***** Data for this exercise *****
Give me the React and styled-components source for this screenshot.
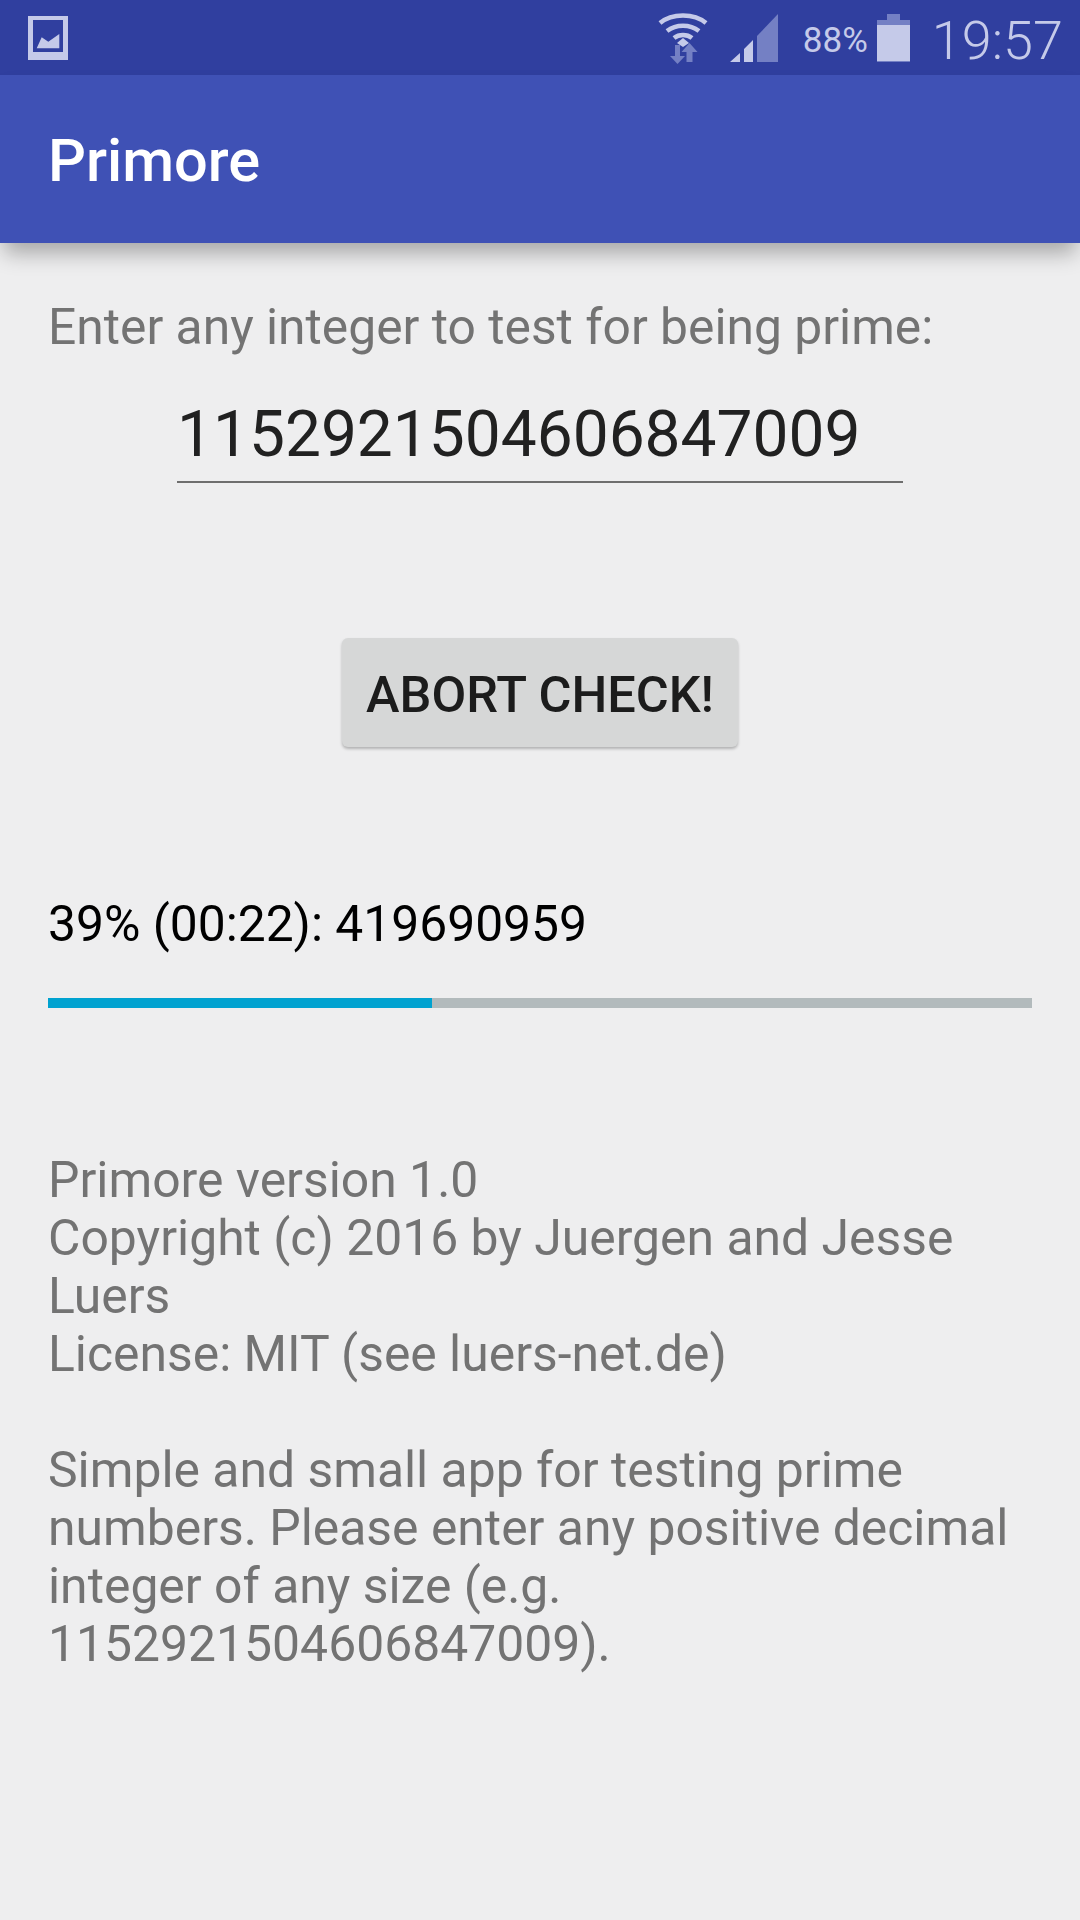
import React from 'react';
import styled, { createGlobalStyle } from 'styled-components';

const GlobalStyle = createGlobalStyle`
  html, body { margin: 0; padding: 0; background: #eeeeef; }
  body { font-family: Roboto, "Liberation Sans", sans-serif; }
`;

const Screen = styled.div`
  width: 1080px;
  height: 1920px;
  background: #eeeeef;
  overflow: hidden;
  display: flex;
  flex-direction: column;
`;

const StatusBar = styled.div`
  height: 75px;
  flex: none;
  background: #303f9f;
  color: #c5cae9;
  display: flex;
  align-items: center;
  padding: 0 17px 0 28px;
`;

const StatusRight = styled.div`
  margin-left: auto;
  display: flex;
  align-items: center;
`;

const SignalSlot = styled.span`
  display: flex;
  margin-left: 22px;
`;

const Battery = styled.span`
  font-size: 35px;
  line-height: 75px;
  margin: 6px 9px 0 25px;
`;

const Clock = styled.span`
  font-size: 54px;
  font-weight: 300;
  line-height: 75px;
  margin: 6px 0 0 22px;
`;

const AppBar = styled.header`
  height: 168px;
  flex: none;
  background: #3f51b5;
  color: #fff;
  display: flex;
  align-items: center;
  padding: 4px 48px 0;
  box-sizing: border-box;
  font-size: 59.5px;
  font-weight: 500;
  box-shadow: 0 14px 20px -4px rgba(0, 0, 0, 0.3);
  position: relative;
`;

const Content = styled.main`
  padding: 0 48px;
  display: flex;
  flex-direction: column;
`;

const Prompt = styled.div`
  margin-top: 56px;
  font-size: 49.750px;
  line-height: 57px;
  color: #737373;
`;

const NumberField = styled.div`
  align-self: center;
  width: 726px;
  margin-top: 36px;
  padding-bottom: 4px;
  border-bottom: 2.500px solid #6e6e6e;
  font-size: 64px;
  line-height: 85px;
  color: #212121;
`;

const AbortButton = styled.button`
  align-self: center;
  margin-top: 155px;
  width: 396px;
  height: 109px;
  border: 0;
  border-radius: 6px;
  background: #d6d7d7;
  color: #1c1c1c;
  font-family: inherit;
  font-size: 50.500px;
  font-weight: 500;
  padding: 3px 0 0;
  box-shadow: 0 2px 3px rgba(0, 0, 0, 0.25);
`;

const ProgressLabel = styled.div`
  margin-top: 149px;
  font-size: 49.750px;
  line-height: 57px;
  color: #000;
`;

const Track = styled.div`
  margin-top: 45px;
  height: 10px;
  background: #b2babc;
`;

const Fill = styled.div`
  height: 100%;
  background: #00a2d0;
`;

const About = styled.div`
  margin-top: 143px;
  font-size: 49.850px;
  line-height: 58px;
  color: #737373;
  white-space: pre-line;
`;

const ImageIcon = () => (
  <svg width="40" height="44" viewBox="0 0 40 44">
    <path fill="#c5cae9" fillRule="evenodd" d="M0 0h40v44H0zM5 4v32h30V4z" />
    <path fill="#c5cae9" d="M8.700 32.300L13.700 21.300L20.300 25.700L31.300 18V32.300z" />
  </svg>
);

const WifiIcon = () => (
  <svg width="50" height="52" viewBox="0 0 50 52">
    <path fill="none" stroke="#c5cae9" strokeWidth="4.5" d="M2 11C14 1 36 1 48 11M9 19C18 12 32 12 41 19M16 26C21 22 29 22 34 26" />
    <path fill="#c5cae9" d="M19 31l6-5 6 5-6 4z" />
    <path fill="#7480c4" d="M17 33h5v11h5l-7.500 8-7.500-8h5z" />
    <path fill="#7480c4" d="M31.500 31l8 9h-5v10h-6V40h-5z" />
  </svg>
);

const SignalIcon = () => (
  <svg width="48" height="48" viewBox="0 0 48 48">
    <path fill="#c5cae9" d="M0 48l10-9v9zM14 48V35l9-9v22z" />
    <path fill="#7480c4" d="M27 48V22L48 0v48z" />
  </svg>
);

const BatteryIcon = () => (
  <svg width="33" height="48" viewBox="0 0 33 48">
    <path fill="#7480c4" d="M10 0h13v6h10v42H0V6h10z" />
    <path fill="#c5cae9" d="M0 11h33v36H0z" />
  </svg>
);

const App = () => {
  const percent = 39;
  return (
    <Screen>
      <GlobalStyle />
      <StatusBar>
        <ImageIcon />
        <StatusRight>
          <WifiIcon />
          <SignalSlot>
            <SignalIcon />
          </SignalSlot>
          <Battery>88%</Battery>
          <BatteryIcon />
          <Clock>19:57</Clock>
        </StatusRight>
      </StatusBar>
      <AppBar>Primore</AppBar>
      <Content>
        <Prompt>Enter any integer to test for being prime:</Prompt>
        <NumberField>1152921504606847009</NumberField>
        <AbortButton>ABORT CHECK!</AbortButton>
        <ProgressLabel>39% (00:22): 419690959</ProgressLabel>
        <Track>
          <Fill style={{ width: `${percent}%` }} />
        </Track>
        <About>
          {`Primore version 1.0
Copyright (c) 2016 by Juergen and Jesse Luers
License: MIT (see luers-net.de)

Simple and small app for testing prime numbers. Please enter any positive decimal integer of any size (e.g. 1152921504606847009).`}
        </About>
      </Content>
    </Screen>
  );
};

export default App;
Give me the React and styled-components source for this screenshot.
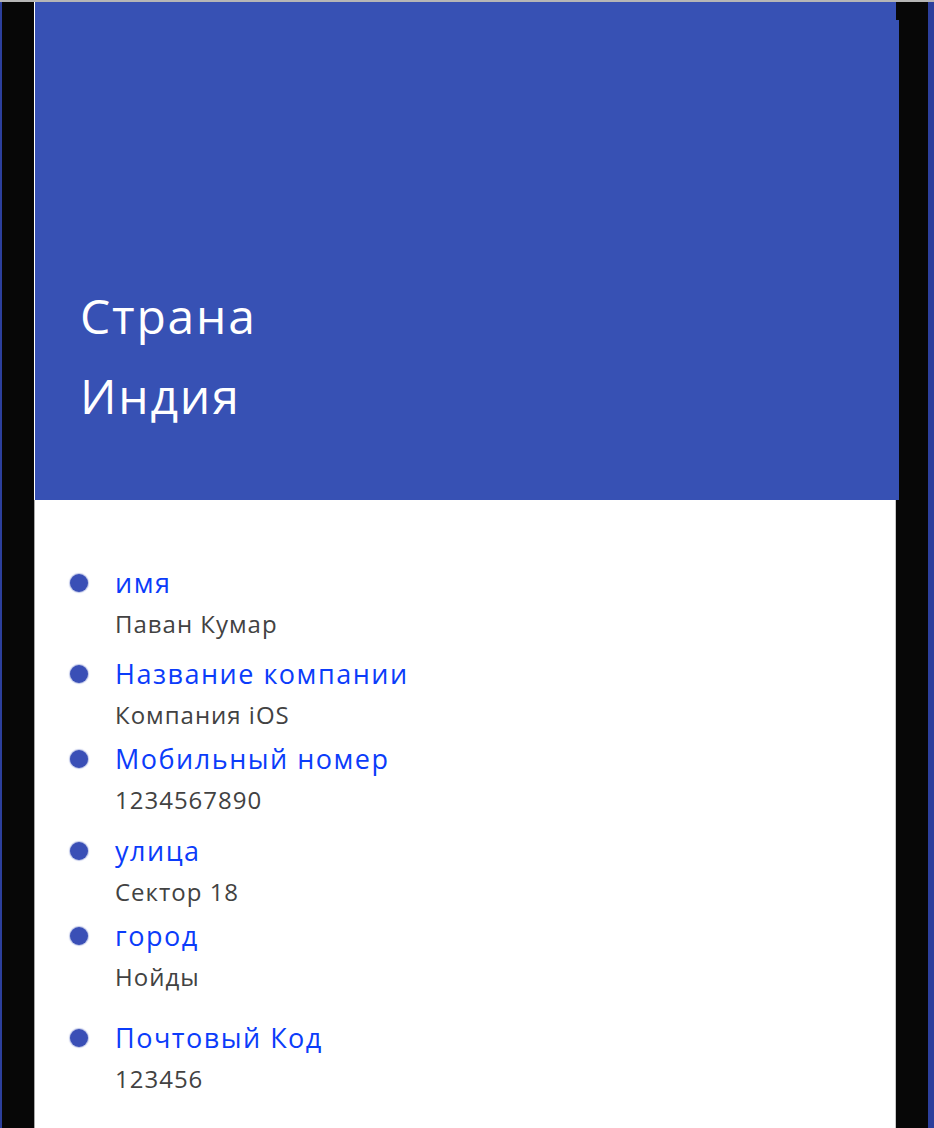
*****
▶ Directions:
Pictures excluded, quote all the data above exactly.

▶ Expected answer:
Give me the React and styled-components source for this screenshot.
import React from 'react';
import styled, { createGlobalStyle } from 'styled-components';

const GlobalStyle = createGlobalStyle`
  html, body { margin: 0; padding: 0; background: #eeeeef; }
  body { font-family: Roboto, "Liberation Sans", sans-serif; }
`;

const Screen = styled.div`
  width: 1080px;
  height: 1920px;
  background: #eeeeef;
  overflow: hidden;
  display: flex;
  flex-direction: column;
`;

const StatusBar = styled.div`
  height: 75px;
  flex: none;
  background: #303f9f;
  color: #c5cae9;
  display: flex;
  align-items: center;
  padding: 0 17px 0 28px;
`;

const StatusRight = styled.div`
  margin-left: auto;
  display: flex;
  align-items: center;
`;

const SignalSlot = styled.span`
  display: flex;
  margin-left: 22px;
`;

const Battery = styled.span`
  font-size: 35px;
  line-height: 75px;
  margin: 6px 9px 0 25px;
`;

const Clock = styled.span`
  font-size: 54px;
  font-weight: 300;
  line-height: 75px;
  margin: 6px 0 0 22px;
`;

const AppBar = styled.header`
  height: 168px;
  flex: none;
  background: #3f51b5;
  color: #fff;
  display: flex;
  align-items: center;
  padding: 4px 48px 0;
  box-sizing: border-box;
  font-size: 59.5px;
  font-weight: 500;
  box-shadow: 0 14px 20px -4px rgba(0, 0, 0, 0.3);
  position: relative;
`;

const Content = styled.main`
  padding: 0 48px;
  display: flex;
  flex-direction: column;
`;

const Prompt = styled.div`
  margin-top: 56px;
  font-size: 49.750px;
  line-height: 57px;
  color: #737373;
`;

const NumberField = styled.div`
  align-self: center;
  width: 726px;
  margin-top: 36px;
  padding-bottom: 4px;
  border-bottom: 2.500px solid #6e6e6e;
  font-size: 64px;
  line-height: 85px;
  color: #212121;
`;

const AbortButton = styled.button`
  align-self: center;
  margin-top: 155px;
  width: 396px;
  height: 109px;
  border: 0;
  border-radius: 6px;
  background: #d6d7d7;
  color: #1c1c1c;
  font-family: inherit;
  font-size: 50.500px;
  font-weight: 500;
  padding: 3px 0 0;
  box-shadow: 0 2px 3px rgba(0, 0, 0, 0.25);
`;

const ProgressLabel = styled.div`
  margin-top: 149px;
  font-size: 49.750px;
  line-height: 57px;
  color: #000;
`;

const Track = styled.div`
  margin-top: 45px;
  height: 10px;
  background: #b2babc;
`;

const Fill = styled.div`
  height: 100%;
  background: #00a2d0;
`;

const About = styled.div`
  margin-top: 143px;
  font-size: 49.850px;
  line-height: 58px;
  color: #737373;
  white-space: pre-line;
`;

const ImageIcon = () => (
  <svg width="40" height="44" viewBox="0 0 40 44">
    <path fill="#c5cae9" fillRule="evenodd" d="M0 0h40v44H0zM5 4v32h30V4z" />
    <path fill="#c5cae9" d="M8.700 32.300L13.700 21.300L20.300 25.700L31.300 18V32.300z" />
  </svg>
);

const WifiIcon = () => (
  <svg width="50" height="52" viewBox="0 0 50 52">
    <path fill="none" stroke="#c5cae9" strokeWidth="4.5" d="M2 11C14 1 36 1 48 11M9 19C18 12 32 12 41 19M16 26C21 22 29 22 34 26" />
    <path fill="#c5cae9" d="M19 31l6-5 6 5-6 4z" />
    <path fill="#7480c4" d="M17 33h5v11h5l-7.500 8-7.500-8h5z" />
    <path fill="#7480c4" d="M31.500 31l8 9h-5v10h-6V40h-5z" />
  </svg>
);

const SignalIcon = () => (
  <svg width="48" height="48" viewBox="0 0 48 48">
    <path fill="#c5cae9" d="M0 48l10-9v9zM14 48V35l9-9v22z" />
    <path fill="#7480c4" d="M27 48V22L48 0v48z" />
  </svg>
);

const BatteryIcon = () => (
  <svg width="33" height="48" viewBox="0 0 33 48">
    <path fill="#7480c4" d="M10 0h13v6h10v42H0V6h10z" />
    <path fill="#c5cae9" d="M0 11h33v36H0z" />
  </svg>
);

const App = () => {
  const percent = 39;
  return (
    <Screen>
      <GlobalStyle />
      <StatusBar>
        <ImageIcon />
        <StatusRight>
          <WifiIcon />
          <SignalSlot>
            <SignalIcon />
          </SignalSlot>
          <Battery>88%</Battery>
          <BatteryIcon />
          <Clock>19:57</Clock>
        </StatusRight>
      </StatusBar>
      <AppBar>Primore</AppBar>
      <Content>
        <Prompt>Enter any integer to test for being prime:</Prompt>
        <NumberField>1152921504606847009</NumberField>
        <AbortButton>ABORT CHECK!</AbortButton>
        <ProgressLabel>39% (00:22): 419690959</ProgressLabel>
        <Track>
          <Fill style={{ width: `${percent}%` }} />
        </Track>
        <About>
          {`Primore version 1.0
Copyright (c) 2016 by Juergen and Jesse Luers
License: MIT (see luers-net.de)

Simple and small app for testing prime numbers. Please enter any positive decimal integer of any size (e.g. 1152921504606847009).`}
        </About>
      </Content>
    </Screen>
  );
};

export default App;
Give me the React and styled-components source for this screenshot.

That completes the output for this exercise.